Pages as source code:
******************************

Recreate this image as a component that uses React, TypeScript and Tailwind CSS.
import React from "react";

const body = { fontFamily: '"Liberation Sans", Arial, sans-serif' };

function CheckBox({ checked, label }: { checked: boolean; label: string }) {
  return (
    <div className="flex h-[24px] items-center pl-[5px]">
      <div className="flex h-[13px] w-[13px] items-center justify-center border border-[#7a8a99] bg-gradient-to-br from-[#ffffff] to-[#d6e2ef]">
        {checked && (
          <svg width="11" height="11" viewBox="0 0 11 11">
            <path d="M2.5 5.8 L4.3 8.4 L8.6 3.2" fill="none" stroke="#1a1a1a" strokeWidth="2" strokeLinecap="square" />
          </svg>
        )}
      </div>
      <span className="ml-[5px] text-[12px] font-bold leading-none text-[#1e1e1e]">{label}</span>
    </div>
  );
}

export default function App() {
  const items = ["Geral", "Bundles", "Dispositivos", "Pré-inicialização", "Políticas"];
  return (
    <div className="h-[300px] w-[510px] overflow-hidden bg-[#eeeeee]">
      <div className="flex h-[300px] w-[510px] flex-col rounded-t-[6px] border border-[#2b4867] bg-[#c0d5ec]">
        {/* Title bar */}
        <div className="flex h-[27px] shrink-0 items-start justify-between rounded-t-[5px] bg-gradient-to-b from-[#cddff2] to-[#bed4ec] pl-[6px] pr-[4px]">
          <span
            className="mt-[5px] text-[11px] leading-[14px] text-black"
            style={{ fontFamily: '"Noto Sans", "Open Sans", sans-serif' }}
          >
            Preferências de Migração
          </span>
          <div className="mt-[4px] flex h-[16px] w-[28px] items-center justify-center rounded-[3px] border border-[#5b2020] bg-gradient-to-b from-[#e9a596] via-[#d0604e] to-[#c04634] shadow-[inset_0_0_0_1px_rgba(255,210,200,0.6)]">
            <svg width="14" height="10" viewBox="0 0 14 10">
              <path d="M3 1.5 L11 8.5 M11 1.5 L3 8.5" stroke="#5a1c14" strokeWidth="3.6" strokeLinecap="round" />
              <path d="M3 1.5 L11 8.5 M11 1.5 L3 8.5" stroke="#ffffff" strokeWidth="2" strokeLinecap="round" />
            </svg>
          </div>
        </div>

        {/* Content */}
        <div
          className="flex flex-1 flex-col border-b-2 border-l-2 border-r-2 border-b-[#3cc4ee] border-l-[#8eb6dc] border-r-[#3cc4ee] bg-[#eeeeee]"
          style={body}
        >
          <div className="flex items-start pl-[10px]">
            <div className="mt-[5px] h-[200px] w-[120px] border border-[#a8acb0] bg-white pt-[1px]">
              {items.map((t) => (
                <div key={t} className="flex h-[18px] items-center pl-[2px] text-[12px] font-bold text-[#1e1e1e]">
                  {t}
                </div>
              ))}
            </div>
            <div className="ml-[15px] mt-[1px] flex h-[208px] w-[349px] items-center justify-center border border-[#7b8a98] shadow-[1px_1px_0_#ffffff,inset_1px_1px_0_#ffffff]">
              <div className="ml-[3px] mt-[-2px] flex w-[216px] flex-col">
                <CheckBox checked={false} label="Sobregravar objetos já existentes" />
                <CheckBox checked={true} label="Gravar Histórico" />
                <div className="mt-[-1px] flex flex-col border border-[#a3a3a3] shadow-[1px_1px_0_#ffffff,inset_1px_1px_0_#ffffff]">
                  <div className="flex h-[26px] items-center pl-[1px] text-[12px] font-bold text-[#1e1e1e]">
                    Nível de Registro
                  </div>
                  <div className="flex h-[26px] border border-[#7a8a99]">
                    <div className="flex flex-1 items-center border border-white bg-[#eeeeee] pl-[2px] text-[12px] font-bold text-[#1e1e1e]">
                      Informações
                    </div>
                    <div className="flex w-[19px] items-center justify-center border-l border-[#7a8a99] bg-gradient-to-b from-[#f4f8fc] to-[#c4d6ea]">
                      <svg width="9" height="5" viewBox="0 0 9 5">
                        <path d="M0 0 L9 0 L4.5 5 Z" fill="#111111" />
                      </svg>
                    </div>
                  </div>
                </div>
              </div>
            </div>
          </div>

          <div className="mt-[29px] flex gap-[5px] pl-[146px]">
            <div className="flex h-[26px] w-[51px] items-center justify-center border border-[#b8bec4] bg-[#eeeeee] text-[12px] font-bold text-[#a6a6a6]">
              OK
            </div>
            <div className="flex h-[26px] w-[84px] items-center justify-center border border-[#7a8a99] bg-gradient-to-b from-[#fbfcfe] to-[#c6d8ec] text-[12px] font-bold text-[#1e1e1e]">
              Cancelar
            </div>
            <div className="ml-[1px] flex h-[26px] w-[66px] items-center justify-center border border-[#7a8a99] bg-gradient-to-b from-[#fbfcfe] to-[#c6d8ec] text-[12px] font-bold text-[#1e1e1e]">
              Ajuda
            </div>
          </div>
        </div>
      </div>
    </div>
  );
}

******************************

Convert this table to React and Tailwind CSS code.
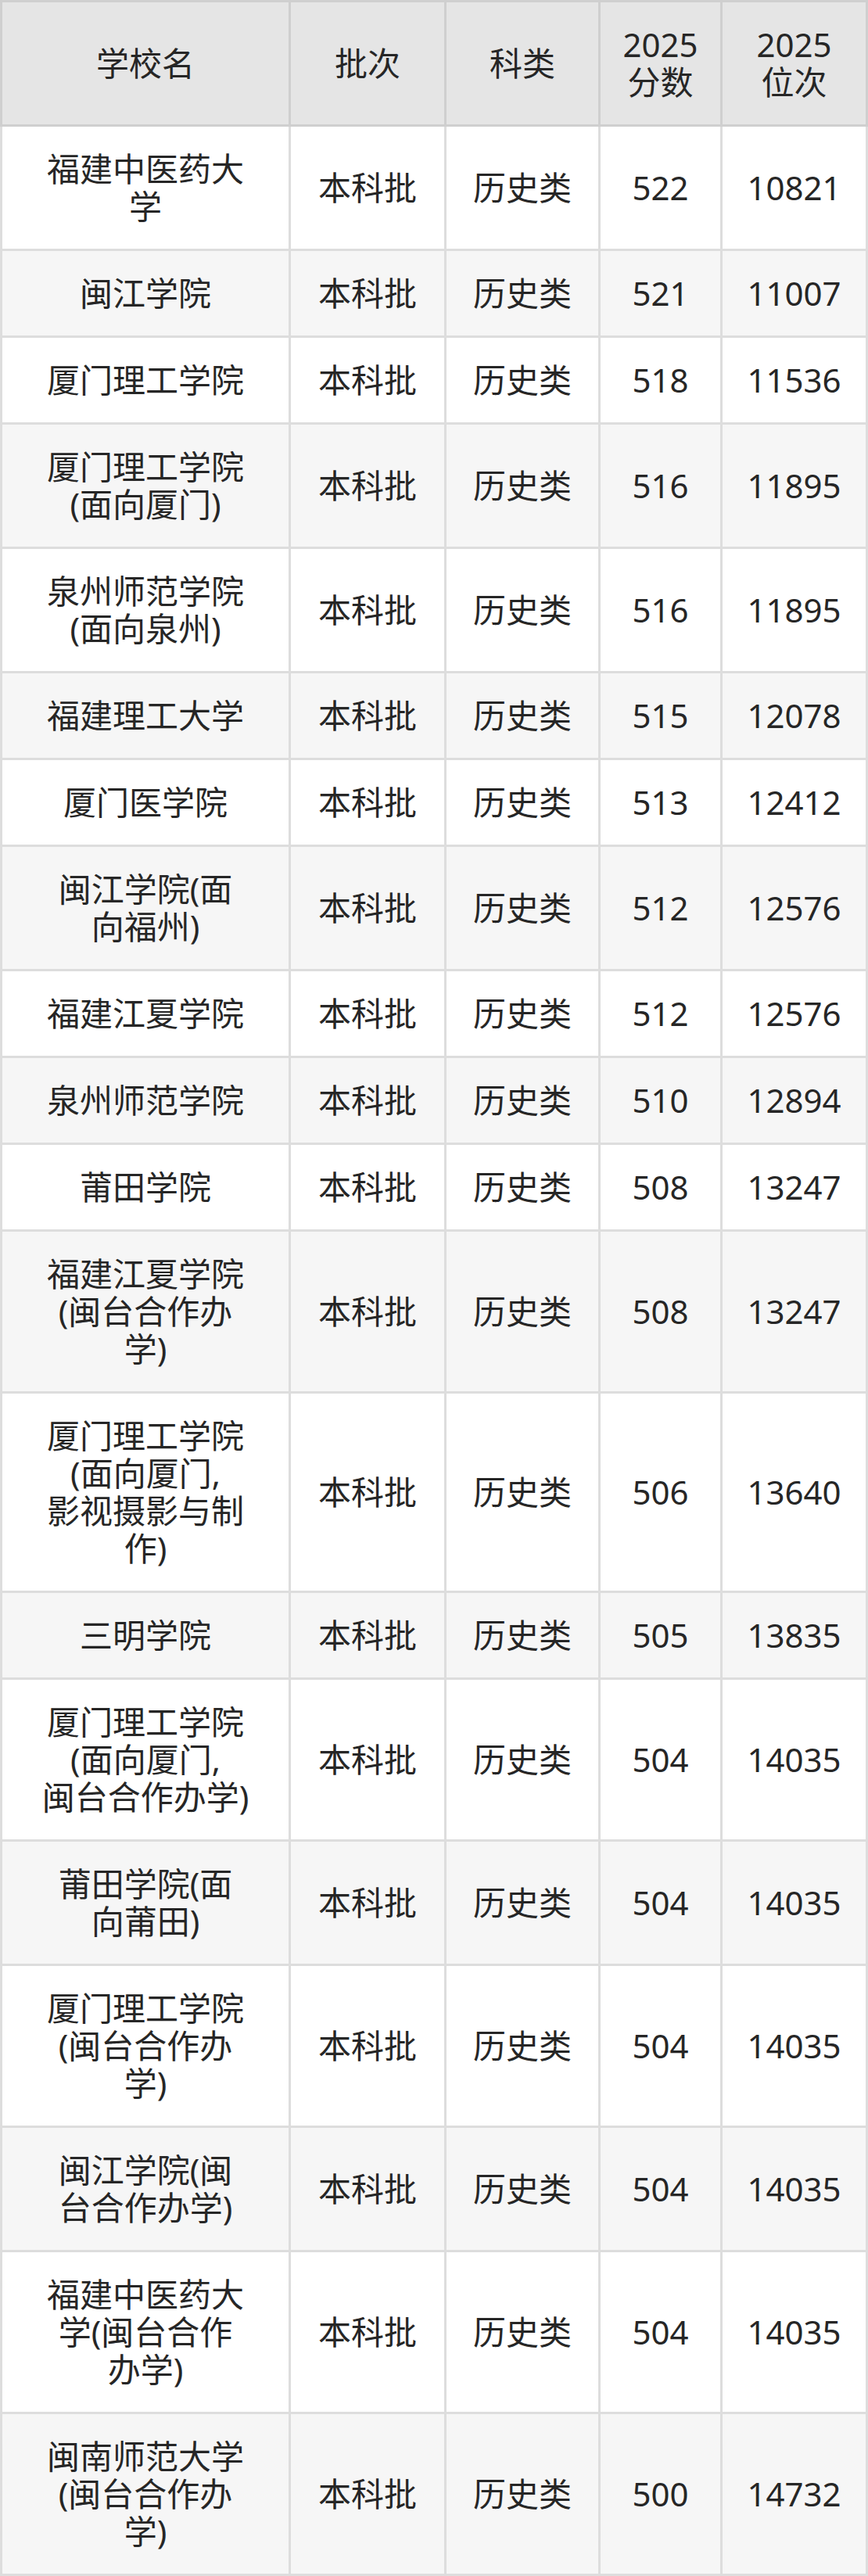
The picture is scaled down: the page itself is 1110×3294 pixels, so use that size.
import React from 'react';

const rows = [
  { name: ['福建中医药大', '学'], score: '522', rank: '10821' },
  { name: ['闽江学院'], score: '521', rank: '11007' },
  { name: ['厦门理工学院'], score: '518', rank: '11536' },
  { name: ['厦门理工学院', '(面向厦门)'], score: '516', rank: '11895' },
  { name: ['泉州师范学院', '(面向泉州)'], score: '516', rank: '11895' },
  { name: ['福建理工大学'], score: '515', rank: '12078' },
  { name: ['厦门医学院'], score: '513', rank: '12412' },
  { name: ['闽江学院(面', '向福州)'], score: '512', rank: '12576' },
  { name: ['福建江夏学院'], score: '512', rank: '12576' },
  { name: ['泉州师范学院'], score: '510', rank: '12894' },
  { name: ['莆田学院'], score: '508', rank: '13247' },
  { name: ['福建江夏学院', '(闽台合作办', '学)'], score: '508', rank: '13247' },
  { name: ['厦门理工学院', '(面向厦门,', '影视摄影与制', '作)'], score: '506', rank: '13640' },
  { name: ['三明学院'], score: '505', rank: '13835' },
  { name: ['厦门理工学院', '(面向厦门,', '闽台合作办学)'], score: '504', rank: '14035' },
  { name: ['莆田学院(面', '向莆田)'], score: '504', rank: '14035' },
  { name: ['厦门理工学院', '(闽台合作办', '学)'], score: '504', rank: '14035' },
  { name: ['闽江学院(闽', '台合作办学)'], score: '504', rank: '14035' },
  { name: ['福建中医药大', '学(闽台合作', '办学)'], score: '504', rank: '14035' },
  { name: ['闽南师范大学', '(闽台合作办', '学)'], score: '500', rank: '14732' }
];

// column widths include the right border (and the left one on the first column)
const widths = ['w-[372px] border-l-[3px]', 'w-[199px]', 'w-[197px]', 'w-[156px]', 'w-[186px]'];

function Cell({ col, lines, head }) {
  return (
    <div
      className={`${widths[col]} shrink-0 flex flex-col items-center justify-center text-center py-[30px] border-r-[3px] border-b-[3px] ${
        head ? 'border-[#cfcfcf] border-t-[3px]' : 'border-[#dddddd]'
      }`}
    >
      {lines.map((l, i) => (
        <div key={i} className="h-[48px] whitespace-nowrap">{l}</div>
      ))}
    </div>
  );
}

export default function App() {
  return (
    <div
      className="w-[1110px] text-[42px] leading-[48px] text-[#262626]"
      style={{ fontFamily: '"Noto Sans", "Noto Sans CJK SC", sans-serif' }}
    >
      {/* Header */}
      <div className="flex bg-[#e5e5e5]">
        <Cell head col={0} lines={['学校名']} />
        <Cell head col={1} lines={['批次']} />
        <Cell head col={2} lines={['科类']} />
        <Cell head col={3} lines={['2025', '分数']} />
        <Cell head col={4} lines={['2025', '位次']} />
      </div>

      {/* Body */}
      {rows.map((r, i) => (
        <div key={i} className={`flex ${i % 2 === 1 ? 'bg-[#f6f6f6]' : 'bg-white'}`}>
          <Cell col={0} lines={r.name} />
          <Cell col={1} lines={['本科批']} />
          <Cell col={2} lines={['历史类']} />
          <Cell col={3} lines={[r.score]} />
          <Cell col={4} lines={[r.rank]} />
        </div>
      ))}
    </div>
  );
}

******************************

:: Given task ::
Word for word, retype the lines in the entries above that run from the one with "Convert this table" through the one with "import React from 'react';". Both ends count; pictures do not.

:: The output ::
Convert this table to React and Tailwind CSS code.
The picture is scaled down: the page itself is 1110×3294 pixels, so use that size.
import React from 'react';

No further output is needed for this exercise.